En revenant sur l’action de ces acteurs « quatrevingtsixards », nul ne peut s’empêcher de croire à la pertinence de Marx selon laquelle : « la première fois, l’histoire apparait comme une tragédie, la deuxième fois comme une comédie ». Aucun savoir-faire n’a donc  pris les commandes au moment de leurs prises de fonction jusqu’à la fin de leurs mandats. L’État, en ayant assez de payer les pots cassés, se résout à devenir une simple formalité de détention de ministères et  de directions générales, et se loge désormais  chez les Youri Latortue, les Garry Bodo et leurs collègues parlementaires qui veillent  jour et nuit à sa sûreté. Une situation qui oblige à reprendre le chemin de l’observation de Maurice  SIXTO qui nous rappelait il y a plus de trente ans que nous aimons les paradoxes.

De même qu’il existait un  temps  où la saison était si triste qu’il fallait se parler par signes, le temps politique que nous vivons est celui où nos chefs ne veulent même plus attendre le vote des bêtes sauvages pour enclencher le processus du repartimientos.

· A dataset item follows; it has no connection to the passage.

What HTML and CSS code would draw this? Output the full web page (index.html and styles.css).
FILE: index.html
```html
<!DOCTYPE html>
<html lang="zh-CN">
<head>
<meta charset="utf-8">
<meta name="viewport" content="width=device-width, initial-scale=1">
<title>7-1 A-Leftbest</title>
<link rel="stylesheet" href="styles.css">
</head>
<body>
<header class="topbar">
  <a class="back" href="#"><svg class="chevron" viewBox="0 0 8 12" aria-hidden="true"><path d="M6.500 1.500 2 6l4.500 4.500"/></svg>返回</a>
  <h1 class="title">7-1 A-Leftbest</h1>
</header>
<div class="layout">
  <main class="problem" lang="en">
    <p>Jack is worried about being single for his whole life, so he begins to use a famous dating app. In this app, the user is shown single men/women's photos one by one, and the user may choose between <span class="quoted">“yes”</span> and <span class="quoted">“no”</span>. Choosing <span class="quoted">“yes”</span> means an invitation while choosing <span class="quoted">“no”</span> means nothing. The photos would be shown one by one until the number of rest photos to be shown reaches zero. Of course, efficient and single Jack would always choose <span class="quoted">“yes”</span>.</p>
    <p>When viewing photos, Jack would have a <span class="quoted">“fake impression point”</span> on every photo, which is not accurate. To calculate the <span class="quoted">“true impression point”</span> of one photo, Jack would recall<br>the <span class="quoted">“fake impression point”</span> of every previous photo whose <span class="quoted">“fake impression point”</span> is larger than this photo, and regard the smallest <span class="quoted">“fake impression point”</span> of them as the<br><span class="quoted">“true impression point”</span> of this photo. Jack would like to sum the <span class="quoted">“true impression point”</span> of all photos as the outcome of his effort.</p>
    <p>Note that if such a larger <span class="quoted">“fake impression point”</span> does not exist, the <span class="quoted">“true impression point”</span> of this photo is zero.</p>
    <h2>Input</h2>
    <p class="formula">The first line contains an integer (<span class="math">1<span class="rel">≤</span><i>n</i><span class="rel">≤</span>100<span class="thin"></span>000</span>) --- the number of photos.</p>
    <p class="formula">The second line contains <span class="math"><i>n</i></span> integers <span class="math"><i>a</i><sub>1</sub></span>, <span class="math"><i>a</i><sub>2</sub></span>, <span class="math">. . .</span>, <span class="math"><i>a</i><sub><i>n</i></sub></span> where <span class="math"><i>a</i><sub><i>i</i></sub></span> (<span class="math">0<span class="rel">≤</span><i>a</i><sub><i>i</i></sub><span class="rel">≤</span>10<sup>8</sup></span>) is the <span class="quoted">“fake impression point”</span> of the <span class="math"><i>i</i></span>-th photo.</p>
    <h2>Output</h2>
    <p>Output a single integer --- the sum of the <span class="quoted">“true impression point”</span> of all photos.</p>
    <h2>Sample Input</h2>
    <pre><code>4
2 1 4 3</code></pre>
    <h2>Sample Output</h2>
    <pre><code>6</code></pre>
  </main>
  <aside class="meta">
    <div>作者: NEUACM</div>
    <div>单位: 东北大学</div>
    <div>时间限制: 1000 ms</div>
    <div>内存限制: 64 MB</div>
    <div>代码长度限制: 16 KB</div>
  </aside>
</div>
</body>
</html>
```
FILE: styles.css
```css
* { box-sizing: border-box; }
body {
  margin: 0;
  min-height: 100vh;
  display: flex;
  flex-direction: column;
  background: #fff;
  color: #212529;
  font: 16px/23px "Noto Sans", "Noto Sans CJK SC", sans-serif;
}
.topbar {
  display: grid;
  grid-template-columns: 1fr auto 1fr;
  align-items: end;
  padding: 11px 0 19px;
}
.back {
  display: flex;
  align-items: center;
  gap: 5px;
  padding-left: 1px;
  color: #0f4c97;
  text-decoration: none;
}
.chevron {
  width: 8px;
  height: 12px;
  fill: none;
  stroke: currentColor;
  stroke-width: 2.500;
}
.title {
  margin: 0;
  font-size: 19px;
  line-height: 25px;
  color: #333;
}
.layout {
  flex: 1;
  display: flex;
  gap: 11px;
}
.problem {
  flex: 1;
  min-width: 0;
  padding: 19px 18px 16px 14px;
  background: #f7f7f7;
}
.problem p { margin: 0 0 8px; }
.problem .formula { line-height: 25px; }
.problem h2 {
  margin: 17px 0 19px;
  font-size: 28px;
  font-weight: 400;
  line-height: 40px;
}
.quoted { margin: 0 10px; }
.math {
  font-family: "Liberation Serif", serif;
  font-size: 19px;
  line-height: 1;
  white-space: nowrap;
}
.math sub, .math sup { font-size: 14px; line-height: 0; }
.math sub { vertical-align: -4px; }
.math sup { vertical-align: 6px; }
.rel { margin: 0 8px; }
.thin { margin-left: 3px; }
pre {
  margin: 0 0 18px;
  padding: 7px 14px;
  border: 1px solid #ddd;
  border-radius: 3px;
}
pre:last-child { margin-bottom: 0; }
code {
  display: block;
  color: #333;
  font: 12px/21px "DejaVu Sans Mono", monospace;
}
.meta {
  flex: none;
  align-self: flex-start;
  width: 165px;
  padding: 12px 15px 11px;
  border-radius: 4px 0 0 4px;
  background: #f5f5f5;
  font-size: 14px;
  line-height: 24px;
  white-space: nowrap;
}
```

Sur la base du constat de la fabrication du brassage du vide, de l’indigence dans laquelle sont maintenues les couches défavorisées de la population qui ne demandent qu’un minimum de bien-être dû à leur humanité, et convaincu que le temps de demander des comptes est venu, il est plus que souhaitable que nos politiques ravalent leur caquet et laissent la place à une énergie nouvellement fondatrice et qui prend sens dans l’idée qu’on ne peut plus se laisser gouverner par la médiocratie, comme le dirait Leslie François Saint-Roc MANIGAT.

Merci à Jacques Roumain de nous avoir laissé Gouverneur de la rosée qui nous donne encore le droit de rêver… Merci à la génération Café Philo, Ayibopost, la loi de ma bouche, Groupe Echo, Elan et toutes les autres qui oeuvrent à fabriquer un sens commun qui emportera le rêve devenu cauchemar de 1986.